Ровно через полчаса электричество пробегает по лампочкам, и моторы могут работать. На лицах администрации почтительное изумление. Через несколько минут возвращается посланный рабочий с запиской офицера, заведующего электрической станцией. \"По требованию Совета Рабочих Депутатов электричество отпущено в дом N 39 по Большой Подьяческой улице для типографии «Общественная Польза». Следует подпись.
Дружно и весело печатают напавшие и «арестованные» совместно третий номер в огромном количестве экземпляров.
В конце концов, место печатания «Известий» становится известным и полиции. Она является в типографию, но уже поздно: «Известия» увезены, гранки разобраны. Только в ночь на 4-е ноября, уже во время второй забастовки, полиции удалось настигнуть летучую дружину «Известий» за печатанием. Это произошло в типографии «Нашей Жизни», где работа шла уже вторые сутки. Получив отказ открыть двери, полиция взломала их. \"Под охраной роты стрелков, с ружьями на-перевес, с револьверами наготове, – рассказывает Симановский, – ворвались городовые и пристава в типографию, но сами сконфузились пред мирной картиной труда наборщиков, спокойно продолжавших свое дело при появлении штыков.
– Мы все здесь находимся по распоряжению Совета Рабочих Депутатов, – заявили работающие, – и требуем удаления полиции, так как в противном случае мы лишены будем возможности отвечать за целость типографского имущества.

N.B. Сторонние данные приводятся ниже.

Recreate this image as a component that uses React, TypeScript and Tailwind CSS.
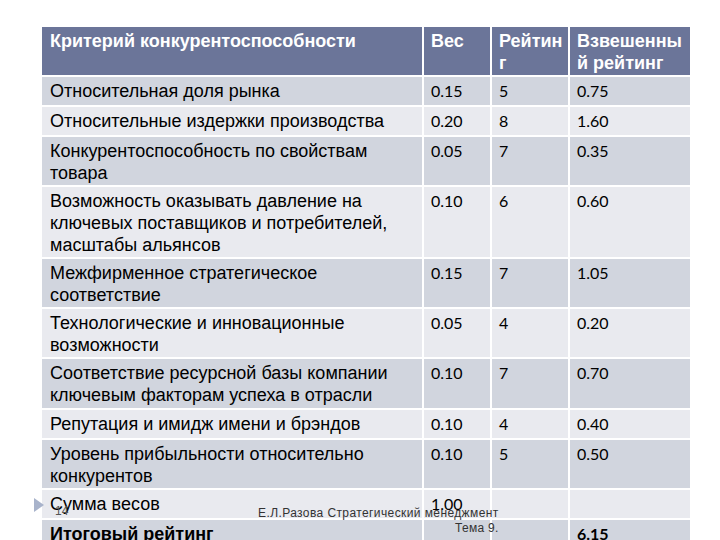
import React from "react";

type Row = { c: string[]; h: number; dark: boolean; bold?: boolean };

const rows: Row[] = [
  { c: ["Относительная доля рынка", "0.15", "5", "0.75"], h: 28, dark: true },
  { c: ["Относительные издержки производства", "0.20", "8", "1.60"], h: 28, dark: false },
  { c: ["Конкурентоспособность по свойствам товара", "0.05", "7", "0.35"], h: 48, dark: true },
  { c: ["Возможность оказывать давление на ключевых поставщиков и потребителей, масштабы альянсов", "0.10", "6", "0.60"], h: 70, dark: false },
  { c: ["Межфирменное стратегическое соответствие", "0.15", "7", "1.05"], h: 48, dark: true },
  { c: ["Технологические и инновационные возможности", "0.05", "4", "0.20"], h: 48, dark: false },
  { c: ["Соответствие ресурсной базы компании ключевым факторам успеха в отрасли", "0.10", "7", "0.70"], h: 49, dark: true },
  { c: ["Репутация и имидж имени и брэндов", "0.10", "4", "0.40"], h: 28, dark: false },
  { c: ["Уровень прибыльности относительно конкурентов", "0.10", "5", "0.50"], h: 48, dark: true },
  { c: ["Сумма весов", "1.00", "", ""], h: 28, dark: false },
  { c: ["Итоговый рейтинг", "", "", "6.15"], h: 40, dark: true, bold: true },
];

const text = "font-['Liberation_Sans',Arial,sans-serif]";
const num = "font-['Lato','DejaVu_Sans',sans-serif]";

export default function App() {
  return (
    <div className="relative w-[720px] h-[540px] overflow-hidden bg-white">
      <div className="pt-[27px] pl-[42px]">
        <div className="grid grid-cols-[380px_66px_76px_120px] gap-[2px] w-[648px] bg-white">
          {["Критерий конкурентоспособности", "Вес", "Рейтинг", "Взвешенный рейтинг"].map((t, i) => (
            <div
              key={i}
              className={`h-[48px] bg-[#6b7599] text-white font-bold text-[18px] leading-[22px] pt-[3px] ${i === 0 ? "pl-[8px]" : "pl-[7px] pr-[2px] break-all"} ${text}`}
            >
              {t}
            </div>
          ))}
          {rows.map((r, ri) =>
            r.c.map((t, ci) => (
              <div
                key={`${ri}-${ci}`}
                style={{ height: r.h }}
                className={`${r.dark ? "bg-[#d1d5de]" : "bg-[#e9eaef]"} leading-[22px] pt-[3px] text-black ${ci === 0 ? `pl-[8px] pr-[4px] text-[18px] ${text}` : `pl-[7px] text-[16px] ${num}`} ${r.bold ? "font-bold" : ""}`}
              >
                {t}
              </div>
            ))
          )}
        </div>
      </div>

      {/* slide footer overlay */}
      <svg className="absolute left-[33px] top-[497px]" width="12" height="16" viewBox="0 0 12 16">
        <polygon points="1,1 11,8 1,15" fill="#a8b3cb" />
      </svg>
      <div className={`absolute left-[55px] top-[504px] text-[12px] leading-[14px] text-[#555] ${text}`}>14</div>
      <div className={`absolute left-[258px] top-[506px] text-[12px] leading-[14px] tracking-[0.4px] text-[#333] ${text}`}>
        Е.Л.Разова Стратегический менеджмент
      </div>
      <div className={`absolute left-[455px] top-[521px] text-[12px] leading-[14px] tracking-[0.3px] text-[#333] ${text}`}>
        Тема 9.
      </div>
    </div>
  );
}
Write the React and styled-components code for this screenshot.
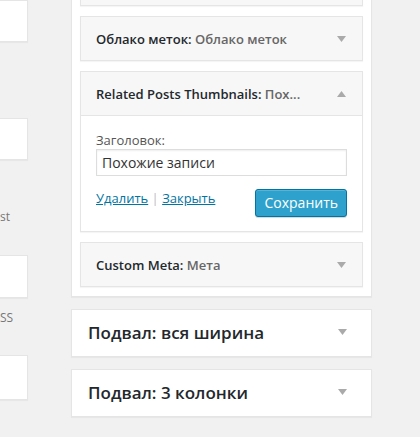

Пока шли переговоры с полицией, пока она собирала оригиналы и корректуры и припечатывала их к столам и реалам, арестованные не теряли времени и вели агитацию среди солдат и городовых: читали им вполголоса обращение Совета к солдатам и раздавали «Известия» по рукам. Затем наборщики были переписаны и отпущены, двери типографии опечатаны, и к выходам приставлена полицейская стража. Но – увы! – прибывшие на другой день следственные власти ничего не нашли. Двери были заперты, печати – целы, но ни набора, ни корректур, ни оригиналов не оказалось. Все было перенесено в типографию «Биржевых Ведомостей», где в это время беспрепятственно совершалось печатание N 6 «Известий».
6 ноября вечером было совершено наиболее крупное предприятие этого рода – захват колоссальной типографии «Нового Времени». Влиятельная рептилия посвятила на другой день этому событию две статьи, из которых одна была озаглавлена: «Как печатается официальная пролетарская газета».
Вот в каком виде представляется это дело по изображению «потерпевшей»:
Около 6 часов вечера в типографию газеты явились трое молодых людей… Случайно в это же время туда зашел управляющий типографией. Ему доложили о пришедших, и он пригласил их в контору типографии.
– Удалите всех, – обратился один из них к управляющему, – нам необходимо с вами переговорить наедине.
– Вас трое, я один, – ответил управляющий, – и я предпочитаю говорить при свидетелях.
– Мы просим удалить посторонних в соседнюю комнату, нам всего два слова вам сказать надо.